Blindés contre tracteurs
Alors que la FNSEA, débordée par les Jeunes Agriculteurs, a annoncé le «siège» de Paris pour une «durée indéterminée», le ministre de l’Intérieur a mis en place «un dispositif défensif important afin d’empêcher tout blocage» du marché de Rungis, et appelle les Français «à anticiper et à ne pas encombrer les routes» face aux blocages.
« Touche pas à mon paysan ! » Le choix de Gérald Darmanin de mobiliser, dès ce lundi, des blindés et 15 000 policiers et gendarmes pour protéger Paris et Rungis des agriculteurs en colère fait craindre un possible affrontement de l’Etat jacobin face au monde rural.

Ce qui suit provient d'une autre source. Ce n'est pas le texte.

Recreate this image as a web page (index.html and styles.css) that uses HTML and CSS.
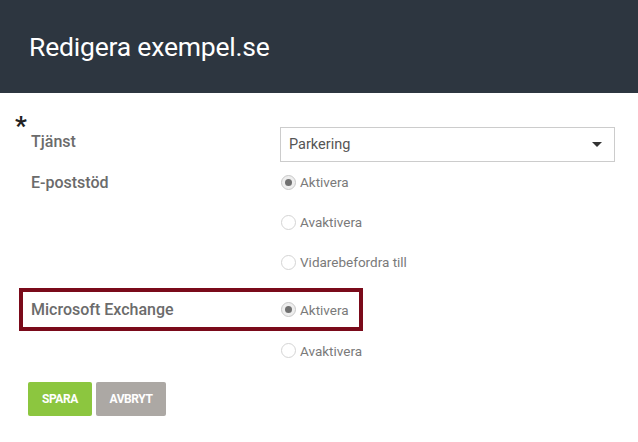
FILE: index.html
```html
<!DOCTYPE html>
<html>
<head>
  <title>Redigera exempel.se</title>
  <link rel="stylesheet" href="styles.css">
</head>
<body>
  <div class="header">
    <h1>Redigera exempel.se</h1>
  </div>

  <form class="edit-form">
    <span class="required">*</span>

    <div class="form-row">
      <label class="field-label">Tjänst</label>
      <div class="select-box">
        <span>Parkering</span>
        <span class="caret"></span>
      </div>
    </div>

    <div class="form-row">
      <label class="field-label">E-poststöd</label>
      <div class="options">
        <div class="radio checked"><span class="dot"></span>Aktivera</div>
        <div class="radio"><span class="dot"></span>Avaktivera</div>
        <div class="radio"><span class="dot"></span>Vidarebefordra till</div>
      </div>
    </div>

    <div class="form-row highlight">
      <label class="field-label">Microsoft Exchange</label>
      <div class="radio checked"><span class="dot"></span>Aktivera</div>
    </div>
    <div class="form-row">
      <span></span>
      <div class="radio last"><span class="dot"></span>Avaktivera</div>
    </div>

    <div class="buttons">
      <button type="button" class="btn btn-save">SPARA</button>
      <button type="button" class="btn btn-cancel">AVBRYT</button>
    </div>
  </form>
</body>
</html>
```

FILE: styles.css
```css
body { margin: 0; font-family: Roboto, "Open Sans", sans-serif; background: #fff; }

.header {
  height: 93px;
  background: #2d3640;
  display: flex;
  align-items: center;
  padding-left: 29px;
}
.header h1 {
  margin: 0;
  color: #fff;
  font-weight: 400;
  font-size: 26.5px;
  letter-spacing: -0.2px;
}

.edit-form { position: relative; padding: 34px 0 0 19px; }
.required {
  position: absolute;
  left: 15px;
  top: 20px;
  font-size: 26px;
  font-weight: 700;
  color: #222;
  line-height: 1;
}

.form-row {
  display: grid;
  grid-template-columns: 249px 335px;
  border: 4px solid transparent;
  border-top: 0;
  border-bottom: 0;
  padding-left: 8px;
}
.field-label {
  font-size: 16px;
  font-weight: 500;
  color: #6b6b6b;
  line-height: 30px;
}

.select-box {
  height: 35px;
  box-sizing: border-box;
  border: 1px solid #ccc;
  display: flex;
  align-items: center;
  justify-content: space-between;
  padding: 0 12px 0 8px;
  font-size: 14.5px;
  color: #555;
}
.caret {
  width: 0; height: 0;
  border-left: 5px solid transparent;
  border-right: 5px solid transparent;
  border-top: 5px solid #333;
}

.radio {
  height: 40px;
  display: flex;
  align-items: center;
  font-size: 13.5px;
  color: #7a7a7a;
  padding-left: 1px;
}
.radio .dot {
  width: 15px; height: 15px;
  box-sizing: border-box;
  border: 1px solid #d4d4d4;
  border-radius: 50%;
  margin-right: 4px;
  position: relative;
  background: #fff;
}
.radio.checked .dot { border-color: #c8c8c8; background: #eee; }
.radio.checked .dot::after {
  content: "";
  position: absolute;
  left: 3px; top: 3px;
  width: 7px; height: 7px;
  border-radius: 50%;
  background: #707070;
}

.form-row:nth-of-type(2) .field-label { line-height: 42px; }

.highlight {
  width: fit-content;
  grid-template-columns: 249px auto;
  border: 4px solid #7a0a1a;
  margin-top: 6px;
  padding-right: 10px;
  align-items: center;
}
.highlight .radio { height: 35px; }
.highlight .field-label { line-height: 35px; }
.radio.last { height: 39px; }

.buttons { display: flex; gap: 4px; margin: 12px 0 0 9px; }
.btn {
  height: 34px;
  border: 0;
  border-radius: 2px;
  color: #fff;
  font-family: Roboto, sans-serif;
  font-weight: 700;
  font-size: 12px;
  letter-spacing: -0.4px;
}
.btn-save { width: 64px; background: #8cc63f; }
.btn-cancel { width: 70px; background: #aca8a4; }
```
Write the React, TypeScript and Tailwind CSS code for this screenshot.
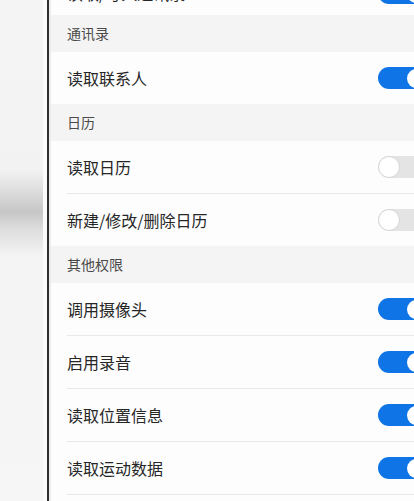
import React from 'react';

type Item = { label: string; on: boolean };
type Group = { title?: string; items: Item[] };

const groups: Group[] = [
  { items: [{ label: '读取/写入通讯录', on: true }] },
  { title: '通讯录', items: [{ label: '读取联系人', on: true }] },
  {
    title: '日历',
    items: [
      { label: '读取日历', on: false },
      { label: '新建/修改/删除日历', on: false },
    ],
  },
  {
    title: '其他权限',
    items: [
      { label: '调用摄像头', on: true },
      { label: '启用录音', on: true },
      { label: '读取位置信息', on: true },
      { label: '读取运动数据', on: true },
    ],
  },
];

function Toggle({ on }: { on: boolean }) {
  return on ? (
    <div className="flex h-[22px] w-[50px] shrink-0 items-center justify-end rounded-full bg-[#0f74e6] pr-[2px]">
      <div className="h-[19px] w-[19px] rounded-full bg-white" />
    </div>
  ) : (
    <div className="flex h-[22px] w-[50px] shrink-0 items-center rounded-full bg-[#e4e4e4]">
      <div className="h-[22px] w-[22px] rounded-full border border-[#d6d6d6] bg-white" />
    </div>
  );
}

export default function App() {
  return (
    <div
      className="flex h-[501px] w-[414px] overflow-hidden bg-[#f7f7f7]"
      style={{ fontFamily: '"Noto Sans CJK SC", "Noto Sans", sans-serif' }}
    >
      {/* blurred page behind */}
      <div className="flex w-[47px] shrink-0">
        <div className="w-[43px] bg-[linear-gradient(to_bottom,#f4f4f4_0,#f2f2f2_170px,#d9d9d9_195px,#c6c6c6_212px,#dcdcdc_228px,#f4f4f4_255px,#f6f6f6_100%)]" />
        <div className="w-[4px] bg-[#fbfbfb]" />
      </div>
      <div className="w-[2px] shrink-0 bg-[#2f2f2f]" />
      <div className="w-[2px] shrink-0 bg-[#ececec]" />

      {/* permission list, scrolled so the first row is mostly hidden */}
      <div className="-mt-[29px] flex min-w-0 flex-1 flex-col bg-[#fdfdfd]">
        {groups.map((g, gi) => (
          <div key={gi} className="flex flex-col">
            {g.title && (
              <div className="flex h-[37px] items-center bg-[#f4f4f4] pl-[16px] text-[14px] text-[#4a4a4a]">
                {g.title}
              </div>
            )}
            {g.items.map((it, ii) => (
              <div key={ii} className="flex flex-col pl-[16px]">
                {ii > 0 && <div className="h-px bg-[#e9e9e9]" />}
                <div
                  className={
                    gi === 0
                      ? 'flex h-[44px] items-center justify-between'
                      : 'flex h-[52px] items-center justify-between'
                  }
                >
                  <span className="text-[16px] text-[#262626]">{it.label}</span>
                  <div className="-mr-[14px]">
                    <Toggle on={it.on} />
                  </div>
                </div>
                {gi === groups.length - 1 && ii === g.items.length - 1 && (
                  <div className="h-px bg-[#e9e9e9]" />
                )}
              </div>
            ))}
          </div>
        ))}
      </div>
    </div>
  );
}
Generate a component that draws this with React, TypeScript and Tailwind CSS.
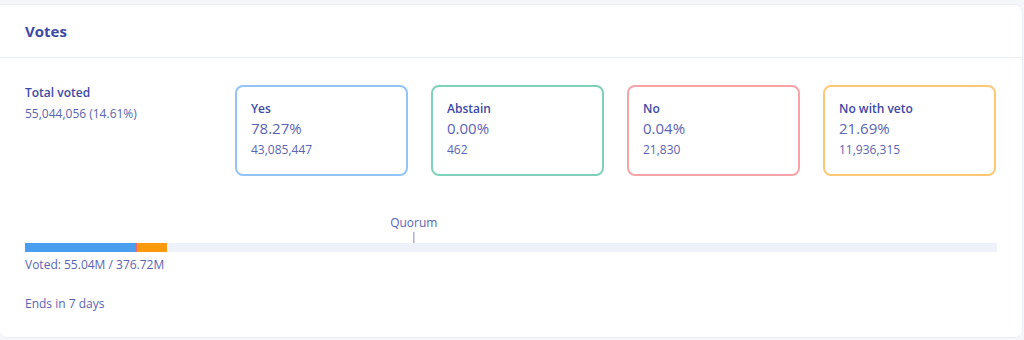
const options = [
  { label: "Yes", pct: "78.27%", count: "43,085,447", border: "border-[#93c4f8]" },
  { label: "Abstain", pct: "0.00%", count: "462", border: "border-[#7fd1b9]" },
  { label: "No", pct: "0.04%", count: "21,830", border: "border-[#f7a3aa]" },
  { label: "No with veto", pct: "21.69%", count: "11,936,315", border: "border-[#fdc875]" },
];

const App = () => {
  return (
    <div className="bg-[#f5f6fa] h-[340px] pt-[4px] pr-[1px] font-['Open_Sans',sans-serif]">
      <div className="bg-white h-[334px] rounded-r-lg rounded-bl-lg border border-l-0 border-[#eceef5] flex flex-col">
        <div className="h-[53px] flex items-center px-[25px] border-b border-[#eceef5]">
          <h2 className="text-[15px] font-bold text-[#3c4aa5]">Votes</h2>
        </div>

        <div className="flex-1 pr-[25px] pl-[25px] pt-[27px]">
          <div className="flex">
            <div className="w-[210px] pt-[1px]">
              <p className="text-[12px] font-semibold text-[#3c4aa5] leading-[14px]">Total voted</p>
              <p className="text-[12px] text-[#5a64b4] mt-[7px] leading-[14px]">55,044,056 (14.61%)</p>
            </div>
            <div className="flex gap-[23px]">
              {options.map((o) => (
                <div key={o.label} className={`w-[173px] h-[91px] rounded-lg border-2 ${o.border} px-[14px] pt-[14px]`}>
                  <p className="text-[12px] font-semibold text-[#3c4aa5] leading-[16px]">{o.label}</p>
                  <p className="text-[15px] text-[#5a64b4] leading-[20px] mt-[1px]">{o.pct}</p>
                  <p className="text-[12px] text-[#5a64b4] leading-[14px] mt-[5px]">{o.count}</p>
                </div>
              ))}
            </div>
          </div>

          <div className="mt-[38px] relative">
            <div className="relative h-[29px]">
              <div className="absolute left-[40%] -translate-x-1/2 top-[1px] flex flex-col items-center">
                <span className="text-[12px] text-[#5a64b4] leading-[15px]">Quorum</span>
                <span className="w-[1px] h-[11px] bg-[#7d86c6] mt-[2px]"></span>
              </div>
            </div>
            <div className="h-[9px] bg-[#eff2fb] flex">
              <div className="bg-[#4a9ef0] w-[11.43%]"></div>
              <div className="bg-[#f4606b] w-[1px]"></div>
              <div className="bg-[#fb9a0c] w-[3.1%]"></div>
            </div>
            <p className="text-[12px] text-[#5a64b4] mt-[5px] leading-[15px]">Voted: 55.04M / 376.72M</p>
            <p className="text-[12px] text-[#5a64b4] mt-[24px] leading-[15px]">Ends in 7 days</p>
          </div>
        </div>
      </div>
    </div>
  );
};

export default App;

Le monde technocratique bousculé
Le ministre de l’Intérieur est certes dans son rôle. Mais un recours à la force publique, dans un tel contexte de révoltes généralisées, aurait pour conséquences d’attiser les incendies partout déclarés. L’habileté apparente de Gabriel Attal, qui a su vendredi pactiser avec le leader Jérôme Bayle sur fond de bottes de foin à Montastruc-de-Salies (Haute-Garonne), a vite montré les limites de la communication du Premier ministre.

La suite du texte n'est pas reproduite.